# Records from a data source
******************************
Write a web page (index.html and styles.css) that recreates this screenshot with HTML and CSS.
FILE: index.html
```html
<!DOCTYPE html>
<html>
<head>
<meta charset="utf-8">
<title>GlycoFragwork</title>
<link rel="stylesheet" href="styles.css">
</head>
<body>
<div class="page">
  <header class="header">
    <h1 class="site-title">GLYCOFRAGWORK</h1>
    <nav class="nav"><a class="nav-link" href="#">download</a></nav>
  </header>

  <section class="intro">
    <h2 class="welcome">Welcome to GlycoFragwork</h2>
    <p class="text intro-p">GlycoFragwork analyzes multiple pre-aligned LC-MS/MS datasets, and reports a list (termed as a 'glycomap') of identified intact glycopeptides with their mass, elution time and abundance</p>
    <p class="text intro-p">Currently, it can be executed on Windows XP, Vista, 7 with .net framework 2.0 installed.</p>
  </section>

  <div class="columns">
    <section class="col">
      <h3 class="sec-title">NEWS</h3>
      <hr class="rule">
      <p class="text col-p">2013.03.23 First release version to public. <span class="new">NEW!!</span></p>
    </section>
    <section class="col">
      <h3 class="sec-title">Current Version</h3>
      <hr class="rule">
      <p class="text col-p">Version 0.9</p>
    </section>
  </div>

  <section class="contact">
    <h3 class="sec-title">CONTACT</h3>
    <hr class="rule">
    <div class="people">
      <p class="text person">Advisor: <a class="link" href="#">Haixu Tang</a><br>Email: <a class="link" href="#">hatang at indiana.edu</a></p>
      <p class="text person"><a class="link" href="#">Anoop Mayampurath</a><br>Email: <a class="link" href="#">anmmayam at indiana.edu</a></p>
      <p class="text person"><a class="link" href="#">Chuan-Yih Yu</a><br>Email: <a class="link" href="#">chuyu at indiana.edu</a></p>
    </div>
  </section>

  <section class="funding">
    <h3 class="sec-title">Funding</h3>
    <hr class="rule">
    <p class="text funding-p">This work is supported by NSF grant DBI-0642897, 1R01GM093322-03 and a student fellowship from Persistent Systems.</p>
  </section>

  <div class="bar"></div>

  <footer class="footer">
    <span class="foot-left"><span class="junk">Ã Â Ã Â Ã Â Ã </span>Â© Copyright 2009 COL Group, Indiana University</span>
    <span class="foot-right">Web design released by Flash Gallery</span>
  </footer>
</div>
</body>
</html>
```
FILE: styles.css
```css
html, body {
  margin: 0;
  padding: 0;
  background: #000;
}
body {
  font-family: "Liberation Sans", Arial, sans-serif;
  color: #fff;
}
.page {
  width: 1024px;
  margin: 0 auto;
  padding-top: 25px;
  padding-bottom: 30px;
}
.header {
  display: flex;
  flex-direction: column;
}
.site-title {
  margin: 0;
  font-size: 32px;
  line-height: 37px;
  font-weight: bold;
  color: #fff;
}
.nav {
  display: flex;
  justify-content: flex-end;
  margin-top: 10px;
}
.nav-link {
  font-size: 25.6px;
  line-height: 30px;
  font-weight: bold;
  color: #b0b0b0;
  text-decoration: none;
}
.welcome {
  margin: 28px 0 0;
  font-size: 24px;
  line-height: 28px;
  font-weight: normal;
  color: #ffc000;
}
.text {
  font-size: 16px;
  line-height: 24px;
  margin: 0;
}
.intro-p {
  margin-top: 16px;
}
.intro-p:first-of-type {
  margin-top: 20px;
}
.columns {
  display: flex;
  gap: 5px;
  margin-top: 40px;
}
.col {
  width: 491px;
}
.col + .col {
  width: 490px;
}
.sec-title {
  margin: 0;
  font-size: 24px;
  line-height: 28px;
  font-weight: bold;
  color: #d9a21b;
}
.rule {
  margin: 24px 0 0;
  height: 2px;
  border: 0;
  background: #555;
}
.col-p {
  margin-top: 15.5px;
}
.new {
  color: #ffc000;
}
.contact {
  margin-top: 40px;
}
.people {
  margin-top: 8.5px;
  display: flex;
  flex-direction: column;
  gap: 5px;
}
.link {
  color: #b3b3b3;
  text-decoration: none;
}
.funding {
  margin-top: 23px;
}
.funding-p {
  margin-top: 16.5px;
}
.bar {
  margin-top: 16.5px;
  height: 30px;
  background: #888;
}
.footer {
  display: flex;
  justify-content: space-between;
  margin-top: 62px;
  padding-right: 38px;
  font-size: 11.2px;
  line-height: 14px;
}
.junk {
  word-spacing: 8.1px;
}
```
******************************
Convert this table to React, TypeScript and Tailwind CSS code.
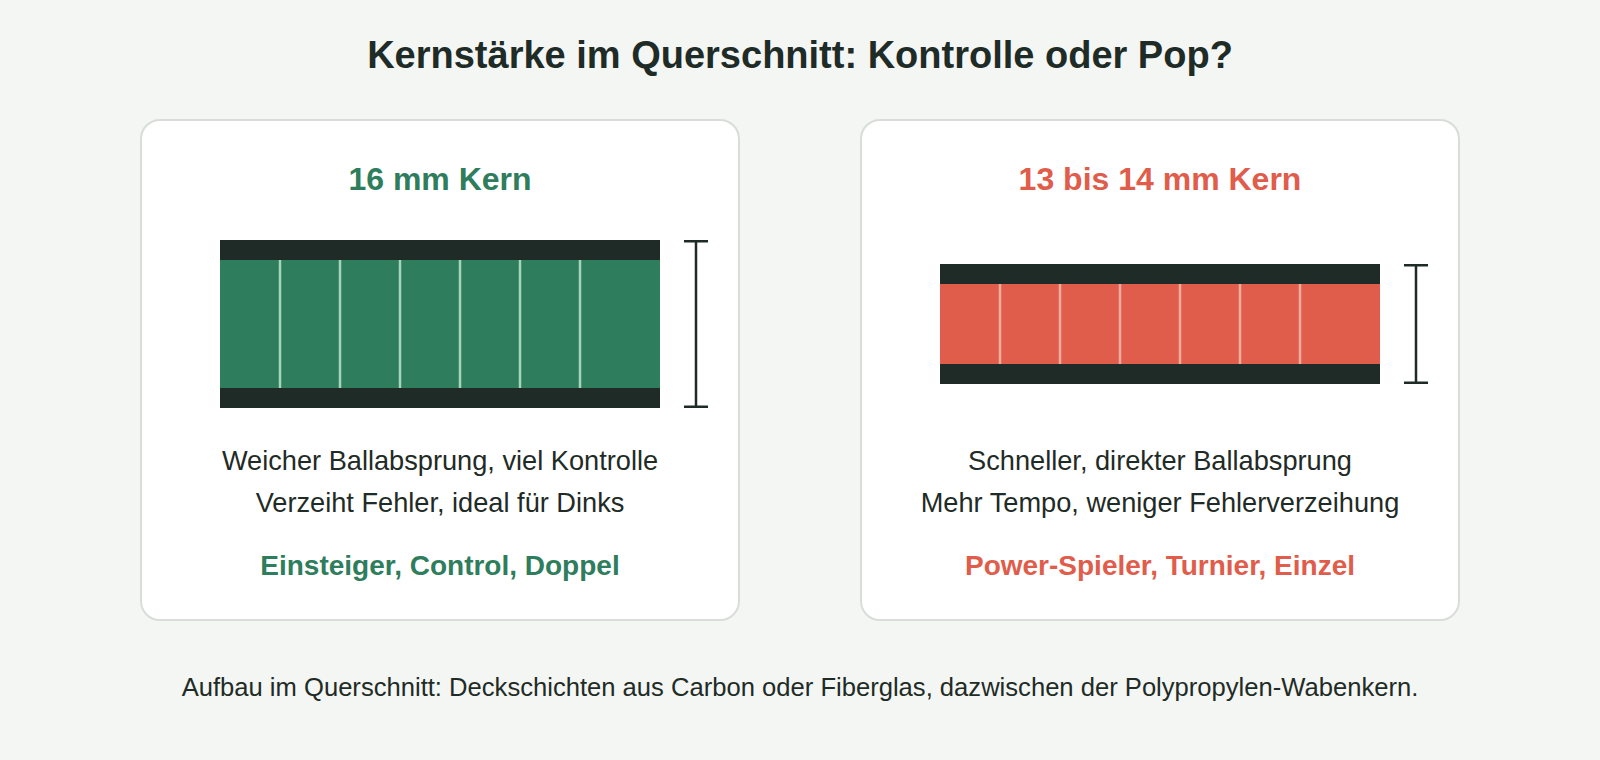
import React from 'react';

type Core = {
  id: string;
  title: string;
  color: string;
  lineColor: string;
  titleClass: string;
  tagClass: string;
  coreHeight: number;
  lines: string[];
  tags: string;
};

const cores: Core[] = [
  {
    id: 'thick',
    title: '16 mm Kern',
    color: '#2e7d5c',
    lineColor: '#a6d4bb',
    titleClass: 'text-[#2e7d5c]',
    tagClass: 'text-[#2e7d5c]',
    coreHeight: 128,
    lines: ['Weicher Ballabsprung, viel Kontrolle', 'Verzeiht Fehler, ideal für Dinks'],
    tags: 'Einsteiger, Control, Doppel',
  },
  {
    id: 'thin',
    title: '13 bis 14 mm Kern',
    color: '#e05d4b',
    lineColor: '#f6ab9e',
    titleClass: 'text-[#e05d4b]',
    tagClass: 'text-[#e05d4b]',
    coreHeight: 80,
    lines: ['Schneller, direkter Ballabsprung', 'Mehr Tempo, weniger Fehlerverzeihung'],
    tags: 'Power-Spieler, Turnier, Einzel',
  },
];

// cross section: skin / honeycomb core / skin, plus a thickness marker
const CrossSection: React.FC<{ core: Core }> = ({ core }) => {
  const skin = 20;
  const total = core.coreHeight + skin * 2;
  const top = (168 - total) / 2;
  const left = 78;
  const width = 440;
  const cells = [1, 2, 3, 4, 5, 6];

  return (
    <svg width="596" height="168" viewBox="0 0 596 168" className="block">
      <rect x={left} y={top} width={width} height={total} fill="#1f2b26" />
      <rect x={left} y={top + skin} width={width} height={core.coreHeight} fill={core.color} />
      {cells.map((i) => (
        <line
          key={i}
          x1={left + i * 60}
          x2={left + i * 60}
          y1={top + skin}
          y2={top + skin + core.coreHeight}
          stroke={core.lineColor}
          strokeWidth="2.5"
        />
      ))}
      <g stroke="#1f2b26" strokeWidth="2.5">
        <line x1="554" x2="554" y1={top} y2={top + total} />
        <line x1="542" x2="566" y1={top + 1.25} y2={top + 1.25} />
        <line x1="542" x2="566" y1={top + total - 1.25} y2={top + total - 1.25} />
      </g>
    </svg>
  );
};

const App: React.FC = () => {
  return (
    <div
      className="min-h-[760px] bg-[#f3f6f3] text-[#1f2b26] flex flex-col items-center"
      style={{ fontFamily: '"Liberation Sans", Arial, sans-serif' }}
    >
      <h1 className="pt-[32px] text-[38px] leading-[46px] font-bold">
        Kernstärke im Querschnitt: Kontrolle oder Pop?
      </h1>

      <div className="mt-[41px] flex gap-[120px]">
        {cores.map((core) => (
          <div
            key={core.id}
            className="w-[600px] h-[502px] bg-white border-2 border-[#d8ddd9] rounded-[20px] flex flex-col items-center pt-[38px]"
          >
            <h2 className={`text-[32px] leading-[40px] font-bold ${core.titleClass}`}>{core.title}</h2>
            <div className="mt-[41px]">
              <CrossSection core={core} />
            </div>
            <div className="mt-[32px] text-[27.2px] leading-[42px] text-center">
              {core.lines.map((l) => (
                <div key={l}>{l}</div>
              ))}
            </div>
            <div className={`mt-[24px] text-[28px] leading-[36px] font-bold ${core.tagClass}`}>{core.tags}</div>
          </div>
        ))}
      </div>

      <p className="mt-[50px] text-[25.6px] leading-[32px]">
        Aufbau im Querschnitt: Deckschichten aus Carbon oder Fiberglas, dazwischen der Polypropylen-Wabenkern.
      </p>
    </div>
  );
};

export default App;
******************************
# DIRECTION
Begin with the line that contains "Convert this table" and end with the line that contains "const cells = [1, 2, 3, 4, 5, 6];"; write out both and all lines between exactly, but no pictures.

# TASK SOLUTION
Convert this table to React, TypeScript and Tailwind CSS code.
import React from 'react';

type Core = {
  id: string;
  title: string;
  color: string;
  lineColor: string;
  titleClass: string;
  tagClass: string;
  coreHeight: number;
  lines: string[];
  tags: string;
};

const cores: Core[] = [
  {
    id: 'thick',
    title: '16 mm Kern',
    color: '#2e7d5c',
    lineColor: '#a6d4bb',
    titleClass: 'text-[#2e7d5c]',
    tagClass: 'text-[#2e7d5c]',
    coreHeight: 128,
    lines: ['Weicher Ballabsprung, viel Kontrolle', 'Verzeiht Fehler, ideal für Dinks'],
    tags: 'Einsteiger, Control, Doppel',
  },
  {
    id: 'thin',
    title: '13 bis 14 mm Kern',
    color: '#e05d4b',
    lineColor: '#f6ab9e',
    titleClass: 'text-[#e05d4b]',
    tagClass: 'text-[#e05d4b]',
    coreHeight: 80,
    lines: ['Schneller, direkter Ballabsprung', 'Mehr Tempo, weniger Fehlerverzeihung'],
    tags: 'Power-Spieler, Turnier, Einzel',
  },
];

// cross section: skin / honeycomb core / skin, plus a thickness marker
const CrossSection: React.FC<{ core: Core }> = ({ core }) => {
  const skin = 20;
  const total = core.coreHeight + skin * 2;
  const top = (168 - total) / 2;
  const left = 78;
  const width = 440;
  const cells = [1, 2, 3, 4, 5, 6];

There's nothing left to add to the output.